Sebagai salah satu upaya pengawasan, anggota Badan Pengawas Pemilu (Bawaslu) DIY, Sutrisnowati mengungkapkan bahwa pihaknya sedang mengusahakan agar praktik politik uang dalam pemilu termasuk dalam jenis kejahatan luar biasa. Hal tersebut dilakukan, kata Wati, agar ada efek jera bagi pelaku dan melindungi identitas pelapor.

“Ada pengalaman di DIY, yang lapor pelanggaran pemilu justru dikucilkan dan dibenci masyarakat, dia kemudian tidak diikutkan dalam kegiatan sosial,” ungkap Sutrisnowati.

Potensi Menang Tanpa Politik Uang

Terkait prospek caleg perempuan yang akan berkompetisi tanpa politik uang, Wati yakin peluangnya juga sama-sama terbuka lebar. Bahkan, peluang itu bisa dikonversi menjadi kemenagan jika para caleg memiliki modal sosial di masyarakat.

“Jika kiprahnya sudah diakui masyarakat, Caleg sebenarnya bisa maju tanpa melakukan politik uang,” ujar Wati.

IDEA sendiri memang melihat banyak peluang yang bisa dimanfaatkan oleh caleg, khususnya perempuan, untuk mendapatkan simpati dan dukungan dari masyarakat. Hal tersebut antara lain seperti mendesain kampanye program yang menghibur, edukatif serta pro terhadap persoalan riil di masyarakat.

Selain itu efektifitas kampanye juga pentig diperhitungkan. Caleg mesti memetakan calon sasaran kampanyenya. Hal tersebut agar caleg tidak menghabiskan banyak tenaga dan biaya untuk berkampanye di basis warga yang jelas-jelas mendukungnya. Caleg juga tidak perlu menghabiskan banyak waktu untuk berkampanye di basis warga yang jelas-jelas akan memilih caleg lain.

Artinya, yang perlu disasar secara maksimal ialah basis-basis pemilih ngambang dan rasional, yang berpotensi besar bersimpati terhadap kampanye-kampanye caleg, apalagi jika dijelaskan secara logis dan menyentuh kebutuhan masyarakat.

Untuk menarik atensi publik, caleg tentu membutuhkan tokoh-tokoh berpengaruh untuk turut membantu mensosialisasikan program dan isi kampanyenya.
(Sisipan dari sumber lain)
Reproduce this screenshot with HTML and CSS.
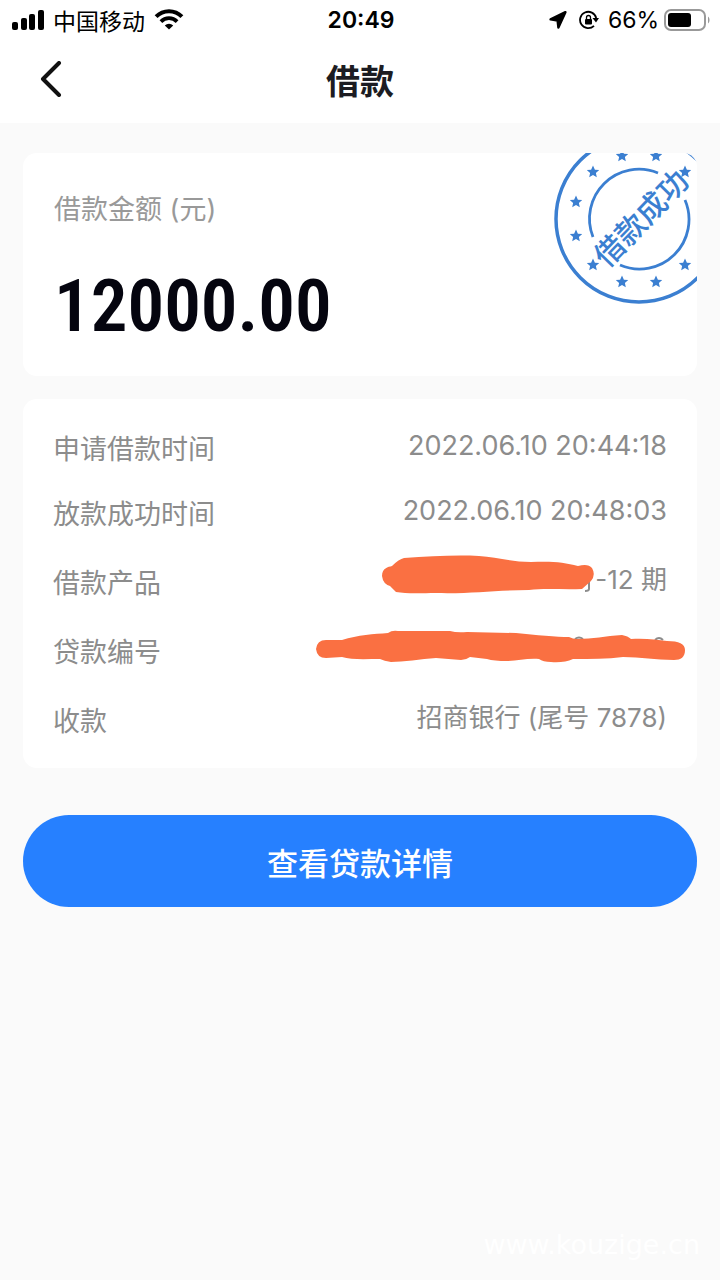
FILE: index.html
```
<!DOCTYPE html>
<html lang="zh-CN">
<head>
    <meta charset="UTF-8">
    <meta name="viewport" content="width=device-width, initial-scale=1.0">
    <title>借款</title>
    <link rel="stylesheet" href="styles.css">
</head>
<body>
    <header class="header">
        <div class="status-bar">
            <div class="status-left">
                <svg width="32" height="20" viewBox="0 0 32 20">
                    <rect x="0" y="12" width="6" height="8" rx="2"/>
                    <rect x="9" y="8" width="6" height="12" rx="2"/>
                    <rect x="17" y="4" width="6" height="16" rx="2"/>
                    <rect x="26" y="0" width="6" height="20" rx="2"/>
                </svg>
                <span>中国移动</span>
                <svg width="30" height="21" viewBox="0 0 29 21">
                    <path d="M1.6 7.6a18 18 0 0 1 25.8 0" fill="none" stroke="#000" stroke-width="4"/>
                    <path d="M6.4 12.6a11.4 11.4 0 0 1 16.2 0" fill="none" stroke="#000" stroke-width="3.8"/>
                    <path d="M14.5 20.6l-4.2-4.2a6 6 0 0 1 8.4 0z"/>
                </svg>
            </div>
            <span class="time">20:49</span>
            <div class="status-right">
                <svg width="18" height="18" viewBox="0 0 18 18">
                    <path d="M16.4 1.2L1.6 8.4l7 1.2.8 7z" stroke="#000" stroke-width="2.4" stroke-linejoin="round"/>
                </svg>
                <svg class="lock" width="20" height="20" viewBox="0 0 20 20">
                    <path d="M15 15.8A8.2 8.2 0 1 1 17.2 8" fill="none" stroke="#000" stroke-width="1.8"/>
                    <path d="M13.5 8H20l-3 4.5z"/>
                    <rect x="6" y="9" width="7" height="5.5" rx="1"/>
                    <path d="M7.5 9.5v-2a2 2 0 0 1 4 0v2" fill="none" stroke="#000" stroke-width="1.3"/>
                </svg>
                <span>66%</span>
                <svg class="battery" width="46" height="22" viewBox="0 0 46 22">
                    <rect x="1" y="1" width="40" height="20" rx="6" fill="none" stroke="#999" stroke-width="2"/>
                    <rect x="4" y="4" width="23" height="14" rx="3"/>
                    <path d="M44 7.5c2 1.5 2 5.5 0 7z" fill="#999"/>
                </svg>
            </div>
        </div>
        <nav class="nav-bar">
            <button type="button" class="back-btn" aria-label="返回">
                <svg width="22" height="36" viewBox="0 0 22 36">
                    <path d="M19 2L3 18l16 16" fill="none" stroke="#111" stroke-width="4" stroke-linecap="round" stroke-linejoin="round"/>
                </svg>
            </button>
            <h1>借款</h1>
        </nav>
    </header>

    <main class="content">
        <section class="card amount-card">
            <p class="amount-label">借款金额 (元)</p>
            <p class="amount">12000.00</p>
            <svg class="stamp" width="144" height="152" viewBox="-86 -66 144 152">
                <defs>
                    <path id="star" d="M0-6.5L1.9-2.3 6.2-2 2.9.9 3.8 5.3 0 3-3.8 5.3-2.9.9-6.2-2-1.9-2.3z"/>
                </defs>
                <g fill="none" stroke="#3b7fd1">
                    <circle r="83" stroke-width="3.5"/>
                    <path d="M-46 18A49.5 49.5 0 0 1 19-46" stroke-width="2.8"/>
                    <path d="M46-19A49.5 49.5 0 0 1-19 46" stroke-width="2.8"/>
                </g>
                <g fill="#3b7fd1">
                    <use href="#star" x="-63" y="-17"/>
                    <use href="#star" x="-63" y="17"/>
                    <use href="#star" x="-46" y="-47"/>
                    <use href="#star" x="-46" y="46"/>
                    <use href="#star" x="-17" y="-63"/>
                    <use href="#star" x="-17" y="63"/>
                    <use href="#star" x="17" y="-63"/>
                    <use href="#star" x="17" y="63"/>
                    <use href="#star" x="46" y="-47"/>
                    <use href="#star" x="46" y="46"/>
                </g>
                <text class="stamp-text" x="2" y="12" text-anchor="middle" transform="rotate(-46)">借款成功</text>
            </svg>
        </section>

        <section class="card">
            <dl>
                <div class="row">
                    <dt>申请借款时间</dt>
                    <dd>2022.06.10 20:44:18</dd>
                </div>
                <div class="row">
                    <dt>放款成功时间</dt>
                    <dd>2022.06.10 20:48:03</dd>
                </div>
                <div class="row tall">
                    <dt>借款产品</dt>
                    <dd>
                        <svg class="mask" width="214" height="40" viewBox="0 0 214 40">
                            <path d="M208 26v8q0 2-4 2" fill="none" stroke="#8c8c8c" stroke-width="2"/>
                            <path d="M1 21C1 13 7 12 11 11Q18 4 23 3C50 1 76 0 98 1C115 2 130 7 150 7C170 6 183 7 197 11Q207 8 211 13Q215 20 210 26L201 34C183 35 165 33 148 35C115 35 90 39 55 38C42 38 26 39 15 37L9 31Q2 29 1 21z" fill="#fa7042"/>
                        </svg>
                        <span>-12 期</span>
                    </dd>
                </div>
                <div class="row tall">
                    <dt>贷款编号</dt>
                    <dd>
                        <svg class="mask-wide" width="370" height="36" viewBox="0 0 370 36">
                            <path d="M259 9q4-3 8 0M339 10q4-4 8 0" fill="none" stroke="#8c8c8c" stroke-width="2"/>
                            <path d="M10 10L26 10C42 5 58 4 72 3Q76 0 82 1L134 1Q141 3 151 2L200 3C220 5 241 7 253 7Q257 9 261 9C277 9 289 6 306 5Q312 6 315 9C330 8 341 10 351 11C363 11 369 14 369 20C369 27 365 30 358 30C339 30 325 27 307 27C291 29 275 29 257 29Q248 33 235 32Q227 32 223 29C211 28 202 31 191 31Q178 31 171 29L154 27Q150 30 145 30L120 28C105 29 87 32 75 32Q68 31 64 29C50 29 35 30 26 27L10 28Q1 28 0 19Q1 10 10 10z" fill="#fa7042"/>
                        </svg>
                    </dd>
                </div>
                <div class="row tall">
                    <dt>收款</dt>
                    <dd>招商银行 (尾号 7878)</dd>
                </div>
            </dl>
        </section>

        <button type="button" class="detail-btn">查看贷款详情</button>
    </main>

    <div class="watermark">www.kouzige.cn</div>
</body>
</html>
```
FILE: styles.css
```
* {
    margin: 0;
    padding: 0;
    box-sizing: border-box;
}

body {
    position: relative;
    min-height: 100vh;
    background: #fafafa;
    color: #000;
    font-family: Inter, "Noto Sans CJK SC", sans-serif;
}

svg {
    display: block;
    flex-shrink: 0;
}

.header {
    background: #fff;
}

.status-bar {
    display: grid;
    grid-template-columns: 1fr auto 1fr;
    align-items: center;
    height: 39px;
    padding: 0 10px 0 12px;
    font-size: 23px;
}

.status-left,
.status-right {
    display: flex;
    align-items: center;
    gap: 9px;
}

.status-right {
    justify-content: flex-end;
}

.lock {
    margin-left: 3px;
}

.battery {
    margin-left: -4px;
}

.time {
    font-weight: 600;
}

.nav-bar {
    position: relative;
    display: flex;
    justify-content: center;
    align-items: center;
    height: 84px;
    padding-bottom: 4px;
}

.back-btn {
    position: absolute;
    left: 40px;
    border: none;
    background: none;
    cursor: pointer;
}

h1 {
    color: #1c1c22;
    font-size: 34px;
    font-weight: 700;
}

.content {
    padding: 30px 23px;
}

.card {
    margin-bottom: 23px;
    padding: 14px 30px 18px;
    background: #fff;
    border-radius: 14px;
}

.amount-card {
    position: relative;
    height: 223px;
    padding: 37px 31px;
    overflow: hidden;
}

.amount-label {
    color: #999;
    font-size: 27px;
    line-height: 40px;
}

.amount {
    margin-top: 31px;
    color: #05050f;
    font-family: "Roboto Condensed", Roboto, sans-serif;
    font-size: 73px;
    font-weight: 600;
    line-height: 90px;
}

.stamp {
    position: absolute;
    top: 0;
    right: 0;
}

.stamp-text {
    fill: #3b7fd1;
    font-size: 30px;
    font-weight: 500;
}

.row {
    display: flex;
    justify-content: space-between;
    align-items: center;
    height: 65px;
    color: #8c8c8c;
    font-size: 27px;
}

.row.tall {
    height: 69px;
}

dt {
    padding-top: 3px;
}

.tall dt {
    padding-top: 8px;
}

dd {
    display: flex;
    align-items: center;
}

.tall dd {
    font-size: 26px;
}

.mask {
    margin-bottom: 6px;
}

.mask-wide {
    margin: 2px -19px 0 0;
}

.detail-btn {
    display: block;
    width: 100%;
    height: 92px;
    margin-top: 47px;
    border: none;
    border-radius: 46px;
    background: #2680ff;
    color: #fff;
    font-family: inherit;
    font-size: 31px;
    font-weight: 500;
    cursor: pointer;
}

.watermark {
    position: absolute;
    right: 20px;
    bottom: 20px;
    color: #fff;
    font-family: "DejaVu Sans", sans-serif;
    font-size: 27px;
}
```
Tokoh-tokoh berpengaruh tersebut misal seperti agamawan, akademisi, hingga tokoh desa.

Sebagai media kampanye, caleg dapat menggunakan ruang-ruang yang disukai masyarakat setempat, seperti pengajian, hiburan lokal, serasehan hingga media massa dan media sosial untuk menggaet suara kalangan pemilih rasional dan millenial.